TASK DESCRIPTION:
Go through the entries and count the lines with the string "React" in them. Give only that number.
= = =
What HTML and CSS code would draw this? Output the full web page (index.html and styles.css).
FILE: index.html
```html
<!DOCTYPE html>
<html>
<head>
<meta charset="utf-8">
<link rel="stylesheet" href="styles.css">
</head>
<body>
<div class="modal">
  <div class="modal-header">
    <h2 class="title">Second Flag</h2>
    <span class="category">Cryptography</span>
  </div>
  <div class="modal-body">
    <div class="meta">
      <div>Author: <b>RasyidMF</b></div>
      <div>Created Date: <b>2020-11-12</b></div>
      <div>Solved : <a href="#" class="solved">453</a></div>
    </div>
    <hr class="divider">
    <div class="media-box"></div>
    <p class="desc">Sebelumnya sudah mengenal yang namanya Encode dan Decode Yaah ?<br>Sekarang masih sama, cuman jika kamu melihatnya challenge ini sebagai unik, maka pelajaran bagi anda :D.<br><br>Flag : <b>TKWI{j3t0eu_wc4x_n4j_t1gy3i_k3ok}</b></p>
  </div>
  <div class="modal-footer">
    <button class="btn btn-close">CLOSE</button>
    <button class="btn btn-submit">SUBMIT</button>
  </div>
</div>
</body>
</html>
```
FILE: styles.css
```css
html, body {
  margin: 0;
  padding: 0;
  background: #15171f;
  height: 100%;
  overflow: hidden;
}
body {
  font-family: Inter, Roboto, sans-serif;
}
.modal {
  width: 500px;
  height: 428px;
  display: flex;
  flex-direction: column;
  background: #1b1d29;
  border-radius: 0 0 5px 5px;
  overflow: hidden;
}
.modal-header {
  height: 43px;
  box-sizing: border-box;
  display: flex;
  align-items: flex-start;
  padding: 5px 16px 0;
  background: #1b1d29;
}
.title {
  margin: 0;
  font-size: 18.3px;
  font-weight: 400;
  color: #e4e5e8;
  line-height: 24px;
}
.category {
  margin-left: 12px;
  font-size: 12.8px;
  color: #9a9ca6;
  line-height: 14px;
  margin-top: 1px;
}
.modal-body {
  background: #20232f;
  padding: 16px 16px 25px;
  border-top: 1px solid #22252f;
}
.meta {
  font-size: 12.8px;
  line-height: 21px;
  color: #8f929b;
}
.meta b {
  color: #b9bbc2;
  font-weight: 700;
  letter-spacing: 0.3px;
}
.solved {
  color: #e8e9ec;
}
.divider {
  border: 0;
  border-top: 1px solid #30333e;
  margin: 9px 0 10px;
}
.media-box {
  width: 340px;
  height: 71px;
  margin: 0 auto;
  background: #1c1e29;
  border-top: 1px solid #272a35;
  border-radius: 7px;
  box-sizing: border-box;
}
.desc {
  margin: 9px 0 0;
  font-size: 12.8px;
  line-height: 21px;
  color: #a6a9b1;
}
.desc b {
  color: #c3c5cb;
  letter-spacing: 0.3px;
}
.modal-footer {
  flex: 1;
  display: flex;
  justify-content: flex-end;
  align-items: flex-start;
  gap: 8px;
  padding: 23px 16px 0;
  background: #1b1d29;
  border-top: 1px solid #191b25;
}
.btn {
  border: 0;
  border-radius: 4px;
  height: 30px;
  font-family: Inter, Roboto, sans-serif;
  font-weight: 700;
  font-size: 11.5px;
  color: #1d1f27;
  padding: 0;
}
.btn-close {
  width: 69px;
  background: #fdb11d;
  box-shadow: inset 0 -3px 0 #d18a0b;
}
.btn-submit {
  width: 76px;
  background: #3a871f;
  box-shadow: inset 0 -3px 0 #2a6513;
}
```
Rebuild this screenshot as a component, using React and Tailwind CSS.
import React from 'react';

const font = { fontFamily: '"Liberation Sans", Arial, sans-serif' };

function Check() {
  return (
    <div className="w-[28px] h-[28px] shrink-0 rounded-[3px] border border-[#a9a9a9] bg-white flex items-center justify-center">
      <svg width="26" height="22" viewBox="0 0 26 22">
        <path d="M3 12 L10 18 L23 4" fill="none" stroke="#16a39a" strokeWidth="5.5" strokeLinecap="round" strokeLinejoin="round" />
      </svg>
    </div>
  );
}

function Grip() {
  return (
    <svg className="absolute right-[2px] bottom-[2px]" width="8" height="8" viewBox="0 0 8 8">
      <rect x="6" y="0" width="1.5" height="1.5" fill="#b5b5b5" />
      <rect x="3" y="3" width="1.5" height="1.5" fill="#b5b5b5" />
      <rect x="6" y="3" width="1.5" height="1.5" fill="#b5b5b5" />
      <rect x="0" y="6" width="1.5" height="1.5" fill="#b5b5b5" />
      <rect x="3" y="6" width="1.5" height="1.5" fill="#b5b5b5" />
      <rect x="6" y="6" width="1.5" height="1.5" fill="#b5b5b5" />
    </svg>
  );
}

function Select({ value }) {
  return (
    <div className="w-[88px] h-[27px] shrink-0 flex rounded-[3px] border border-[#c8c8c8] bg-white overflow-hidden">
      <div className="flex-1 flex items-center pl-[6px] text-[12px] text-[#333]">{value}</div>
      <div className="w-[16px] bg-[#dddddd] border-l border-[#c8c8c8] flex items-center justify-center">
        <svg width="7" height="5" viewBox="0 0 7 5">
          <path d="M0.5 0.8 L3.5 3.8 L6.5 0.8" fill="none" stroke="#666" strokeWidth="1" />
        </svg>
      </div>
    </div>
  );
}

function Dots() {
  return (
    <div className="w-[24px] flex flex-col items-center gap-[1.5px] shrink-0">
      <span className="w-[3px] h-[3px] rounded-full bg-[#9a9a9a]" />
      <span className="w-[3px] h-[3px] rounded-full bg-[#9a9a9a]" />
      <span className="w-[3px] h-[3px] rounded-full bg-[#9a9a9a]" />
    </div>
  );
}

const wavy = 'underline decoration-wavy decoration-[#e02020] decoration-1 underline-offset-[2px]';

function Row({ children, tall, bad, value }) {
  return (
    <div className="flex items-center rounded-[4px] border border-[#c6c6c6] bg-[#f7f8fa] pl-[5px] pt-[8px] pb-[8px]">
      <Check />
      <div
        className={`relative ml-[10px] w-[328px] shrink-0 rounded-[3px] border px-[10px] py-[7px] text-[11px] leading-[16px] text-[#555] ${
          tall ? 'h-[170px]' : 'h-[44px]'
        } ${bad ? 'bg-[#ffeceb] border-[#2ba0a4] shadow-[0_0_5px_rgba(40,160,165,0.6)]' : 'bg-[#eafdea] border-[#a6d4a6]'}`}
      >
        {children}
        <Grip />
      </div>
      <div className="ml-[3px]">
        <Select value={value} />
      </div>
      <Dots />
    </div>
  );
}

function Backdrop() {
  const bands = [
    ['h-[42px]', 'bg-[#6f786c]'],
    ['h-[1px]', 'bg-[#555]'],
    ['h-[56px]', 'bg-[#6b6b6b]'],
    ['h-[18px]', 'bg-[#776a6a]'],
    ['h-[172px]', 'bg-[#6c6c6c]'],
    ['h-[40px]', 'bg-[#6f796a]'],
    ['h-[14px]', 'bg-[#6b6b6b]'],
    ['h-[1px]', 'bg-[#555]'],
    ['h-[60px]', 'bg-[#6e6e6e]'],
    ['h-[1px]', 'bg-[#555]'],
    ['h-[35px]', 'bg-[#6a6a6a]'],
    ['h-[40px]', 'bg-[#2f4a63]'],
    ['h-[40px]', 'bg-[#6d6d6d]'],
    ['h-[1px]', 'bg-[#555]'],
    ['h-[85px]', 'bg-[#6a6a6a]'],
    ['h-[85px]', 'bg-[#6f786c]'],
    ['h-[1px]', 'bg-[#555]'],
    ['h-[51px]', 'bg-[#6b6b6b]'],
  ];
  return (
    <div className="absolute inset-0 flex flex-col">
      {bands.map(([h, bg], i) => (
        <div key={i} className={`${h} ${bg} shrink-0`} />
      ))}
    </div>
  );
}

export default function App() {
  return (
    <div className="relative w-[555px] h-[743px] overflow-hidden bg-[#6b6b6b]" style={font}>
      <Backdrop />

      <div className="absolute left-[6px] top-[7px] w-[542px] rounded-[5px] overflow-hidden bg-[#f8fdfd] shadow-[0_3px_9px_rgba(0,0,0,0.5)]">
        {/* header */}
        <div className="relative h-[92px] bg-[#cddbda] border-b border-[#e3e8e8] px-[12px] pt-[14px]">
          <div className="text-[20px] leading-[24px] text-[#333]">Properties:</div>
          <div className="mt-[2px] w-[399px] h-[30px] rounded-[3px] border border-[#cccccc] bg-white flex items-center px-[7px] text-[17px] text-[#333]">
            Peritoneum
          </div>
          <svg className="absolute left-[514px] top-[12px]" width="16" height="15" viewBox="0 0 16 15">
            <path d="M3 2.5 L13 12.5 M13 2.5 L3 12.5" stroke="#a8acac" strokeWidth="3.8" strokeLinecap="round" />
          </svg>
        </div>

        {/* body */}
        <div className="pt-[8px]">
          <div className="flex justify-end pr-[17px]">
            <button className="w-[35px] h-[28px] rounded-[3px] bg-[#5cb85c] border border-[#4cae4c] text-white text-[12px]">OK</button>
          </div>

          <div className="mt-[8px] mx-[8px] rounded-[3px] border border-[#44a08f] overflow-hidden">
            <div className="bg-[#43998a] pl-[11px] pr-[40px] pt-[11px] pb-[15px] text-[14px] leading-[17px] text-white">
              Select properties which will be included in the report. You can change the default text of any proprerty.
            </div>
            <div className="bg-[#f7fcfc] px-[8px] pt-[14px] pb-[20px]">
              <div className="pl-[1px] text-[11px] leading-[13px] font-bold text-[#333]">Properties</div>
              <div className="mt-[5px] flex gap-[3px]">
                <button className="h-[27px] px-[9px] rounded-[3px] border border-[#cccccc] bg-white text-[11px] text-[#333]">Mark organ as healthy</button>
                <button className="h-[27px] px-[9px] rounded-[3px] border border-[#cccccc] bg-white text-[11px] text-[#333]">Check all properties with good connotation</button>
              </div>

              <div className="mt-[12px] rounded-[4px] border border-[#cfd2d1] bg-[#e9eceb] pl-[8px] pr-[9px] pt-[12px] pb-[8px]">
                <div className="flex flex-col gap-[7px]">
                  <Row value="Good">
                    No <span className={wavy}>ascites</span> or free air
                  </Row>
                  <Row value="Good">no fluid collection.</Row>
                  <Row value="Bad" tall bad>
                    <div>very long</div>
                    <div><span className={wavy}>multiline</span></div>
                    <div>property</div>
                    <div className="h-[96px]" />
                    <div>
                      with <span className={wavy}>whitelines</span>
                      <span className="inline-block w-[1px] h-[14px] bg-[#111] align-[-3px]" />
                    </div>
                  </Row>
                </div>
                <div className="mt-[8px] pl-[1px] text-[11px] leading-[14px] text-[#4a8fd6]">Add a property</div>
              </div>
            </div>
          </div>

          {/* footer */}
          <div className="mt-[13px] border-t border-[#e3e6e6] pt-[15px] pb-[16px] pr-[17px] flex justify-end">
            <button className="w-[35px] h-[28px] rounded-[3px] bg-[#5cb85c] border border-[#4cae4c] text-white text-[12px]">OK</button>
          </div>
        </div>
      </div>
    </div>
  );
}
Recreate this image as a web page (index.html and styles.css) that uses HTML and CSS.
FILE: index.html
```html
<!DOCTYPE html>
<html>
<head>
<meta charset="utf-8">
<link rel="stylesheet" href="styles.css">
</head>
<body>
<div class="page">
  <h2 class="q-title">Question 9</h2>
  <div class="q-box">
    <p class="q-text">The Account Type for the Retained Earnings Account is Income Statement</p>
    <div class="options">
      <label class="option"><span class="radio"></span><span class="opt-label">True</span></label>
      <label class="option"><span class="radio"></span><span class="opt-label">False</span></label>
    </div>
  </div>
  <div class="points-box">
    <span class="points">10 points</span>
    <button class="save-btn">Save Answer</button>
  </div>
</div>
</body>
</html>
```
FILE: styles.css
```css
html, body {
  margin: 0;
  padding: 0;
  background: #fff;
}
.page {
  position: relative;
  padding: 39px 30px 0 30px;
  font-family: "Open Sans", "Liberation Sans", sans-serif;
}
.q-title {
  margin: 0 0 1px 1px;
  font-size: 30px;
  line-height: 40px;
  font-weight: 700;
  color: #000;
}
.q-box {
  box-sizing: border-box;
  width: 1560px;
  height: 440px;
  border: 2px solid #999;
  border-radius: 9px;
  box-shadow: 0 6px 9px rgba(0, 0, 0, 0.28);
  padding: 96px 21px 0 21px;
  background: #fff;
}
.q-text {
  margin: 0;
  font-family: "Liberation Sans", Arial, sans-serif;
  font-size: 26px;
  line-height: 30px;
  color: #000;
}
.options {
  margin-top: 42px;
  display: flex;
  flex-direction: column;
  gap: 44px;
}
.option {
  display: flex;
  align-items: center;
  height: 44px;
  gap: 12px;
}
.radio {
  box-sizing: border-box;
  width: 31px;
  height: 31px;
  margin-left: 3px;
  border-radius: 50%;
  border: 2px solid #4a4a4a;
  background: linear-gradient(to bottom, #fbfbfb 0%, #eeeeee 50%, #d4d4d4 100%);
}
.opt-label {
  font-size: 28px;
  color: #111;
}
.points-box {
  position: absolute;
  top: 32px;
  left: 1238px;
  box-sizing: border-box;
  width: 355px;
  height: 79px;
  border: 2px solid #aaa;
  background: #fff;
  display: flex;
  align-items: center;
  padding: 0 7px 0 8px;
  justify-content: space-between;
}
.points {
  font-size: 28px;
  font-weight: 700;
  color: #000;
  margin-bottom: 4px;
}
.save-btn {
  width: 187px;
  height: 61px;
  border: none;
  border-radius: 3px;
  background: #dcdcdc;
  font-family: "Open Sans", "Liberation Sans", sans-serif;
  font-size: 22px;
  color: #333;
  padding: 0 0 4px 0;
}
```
= = =
EXERCISE RESULT:
2